I will not be filing for re-election to Congress nor seeking any other political or elected office; instead I will be returning to the justice system. Whatever skills I may have are better utilized in a courtroom than in Congress, and I enjoy our justice system more than our political system. As I look back on my career, it is the jobs that both seek and reward fairness that are most rewarding.

There is no perfect time to make this announcement, but with filing opening in six weeks, it is important to give the women and men in South Carolina who might be interested in serving ample time to reflect on the decision.

To my wife, Terri, and our two children, Watson and Abigail: thank you for all you sacrificed, missed, or did alone so I could serve as both a prosecutor and a member of the House.

To my parents and my three sisters: thank you for having confidence in me and high expectations for me, even when I did not.
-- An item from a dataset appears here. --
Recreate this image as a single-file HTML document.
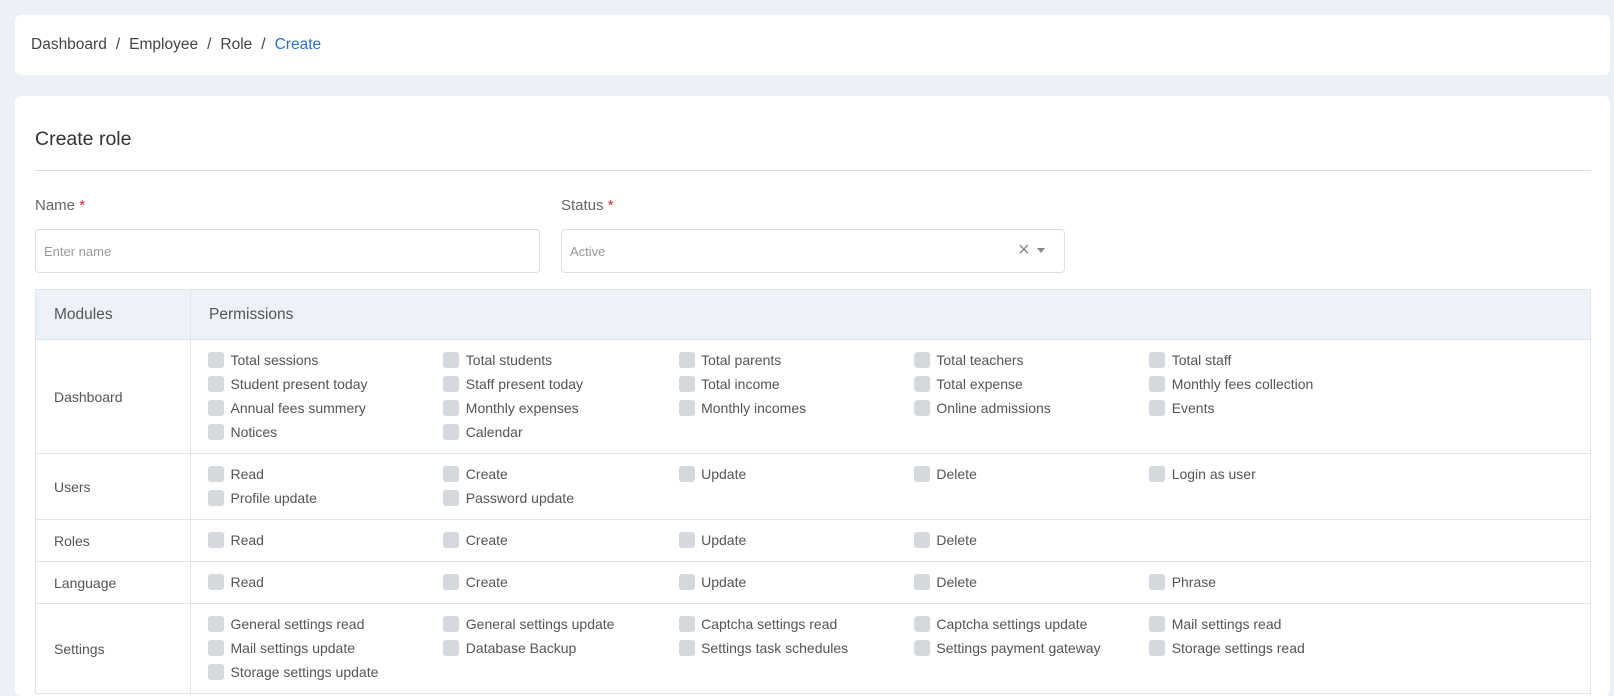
<!DOCTYPE html>
<html><head><style>
*{box-sizing:border-box;margin:0;padding:0}
body{width:1614px;height:668px;overflow:hidden;background:#edf1f7;font-family:"Liberation Sans",Arial,sans-serif;color:#555;position:relative}
.card{position:absolute;background:#fff;border-radius:6px}
.bc{left:15px;top:15px;width:1595px;height:60px;font-size:15.5px;color:#444;padding:21px 0 0 16px}
.bc span.sep{margin:0 9px}
.bc .act{color:#2a6fd6}
.main{left:15px;top:96px;width:1595px;height:600px}
h2{position:absolute;left:20px;top:32px;font-size:19.5px;font-weight:normal;color:#333}
.div{position:absolute;left:20px;top:74px;width:1556px;height:1px;background:#dde1e6}
.lbl{position:absolute;top:101px;font-size:15px;color:#666}
.lbl b{color:#d23;font-weight:normal}
.inp{position:absolute;top:133px;height:44px;border:1px solid #dcdfe4;border-radius:4px;font-size:13px;color:#999;padding:14px 8px}
table{position:absolute;left:20px;top:193px;width:1556px;border-collapse:collapse;font-size:14px;color:#555}
td,th{border:1px solid #e1e5ea;vertical-align:middle;text-align:left}
th{background:#edf2f9;height:50px;font-weight:normal;font-size:15.5px;color:#555;padding-left:18px}
td.m{width:155px;padding-left:18px}
td.p{padding:8px 0 9px 17px}
.g{display:grid;grid-template-columns:repeat(5,235.3px)}
.i{height:24px;line-height:24px;display:flex;align-items:center;white-space:nowrap}
.i:before{content:"";width:16px;height:16px;border-radius:3px;background:#d5d8dc;margin-right:6.5px;flex:none}
</style></head><body>
<div class="card bc">Dashboard<span class="sep">/</span>Employee<span class="sep">/</span>Role<span class="sep">/</span><span class="act">Create</span></div>
<div class="card main">
<h2>Create role</h2>
<div class="div"></div>
<div class="lbl" style="left:20px">Name <b>*</b></div>
<div class="lbl" style="left:546px">Status <b>*</b></div>
<div class="inp" style="left:20px;width:505px">Enter name</div>
<div class="inp" style="left:546px;width:504px">Active
<span style="position:absolute;left:456px;top:9px;font-size:20px;color:#888">×</span>
<span style="position:absolute;left:475px;top:18px;border-left:4px solid transparent;border-right:4px solid transparent;border-top:5px solid #888"></span></div>
<table>
<tr><th style="width:155px">Modules</th><th>Permissions</th></tr>
<tr><td class="m">Dashboard</td><td class="p"><div class="g">
<div class="i">Total sessions</div><div class="i">Total students</div><div class="i">Total parents</div><div class="i">Total teachers</div><div class="i">Total staff</div>
<div class="i">Student present today</div><div class="i">Staff present today</div><div class="i">Total income</div><div class="i">Total expense</div><div class="i">Monthly fees collection</div>
<div class="i">Annual fees summery</div><div class="i">Monthly expenses</div><div class="i">Monthly incomes</div><div class="i">Online admissions</div><div class="i">Events</div>
<div class="i">Notices</div><div class="i">Calendar</div></div></td></tr>
<tr><td class="m">Users</td><td class="p"><div class="g">
<div class="i">Read</div><div class="i">Create</div><div class="i">Update</div><div class="i">Delete</div><div class="i">Login as user</div>
<div class="i">Profile update</div><div class="i">Password update</div></div></td></tr>
<tr><td class="m">Roles</td><td class="p"><div class="g">
<div class="i">Read</div><div class="i">Create</div><div class="i">Update</div><div class="i">Delete</div></div></td></tr>
<tr><td class="m">Language</td><td class="p"><div class="g">
<div class="i">Read</div><div class="i">Create</div><div class="i">Update</div><div class="i">Delete</div><div class="i">Phrase</div></div></td></tr>
<tr><td class="m">Settings</td><td class="p"><div class="g">
<div class="i">General settings read</div><div class="i">General settings update</div><div class="i">Captcha settings read</div><div class="i">Captcha settings update</div><div class="i">Mail settings read</div>
<div class="i">Mail settings update</div><div class="i">Database Backup</div><div class="i">Settings task schedules</div><div class="i">Settings payment gateway</div><div class="i">Storage settings read</div>
<div class="i">Storage settings update</div></div></td></tr>
</table>
</div>
</body></html>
To the women and men I worked with at the South Carolina Court of Appeals, the United States District Court, the U.S. Attorney’s Office, the 7th Circuit Solicitor’s Office, and in Congress: thank you for the texture, depth and joy you added to life.

To the law enforcement officers and victims of crime: thank you for personifying courage.

To those across South Carolina and our country who, over the past 7 years, have expressed words of encouragement, accountability and even criticism: thank you. All are needed for those in public service.

The book of Ecclesiastes teaches us there is a time and a season for all things. There is a time to start and a time to end. There is a time to come and a time to go. This is the right time, for me, to leave politics and return to the justice system.”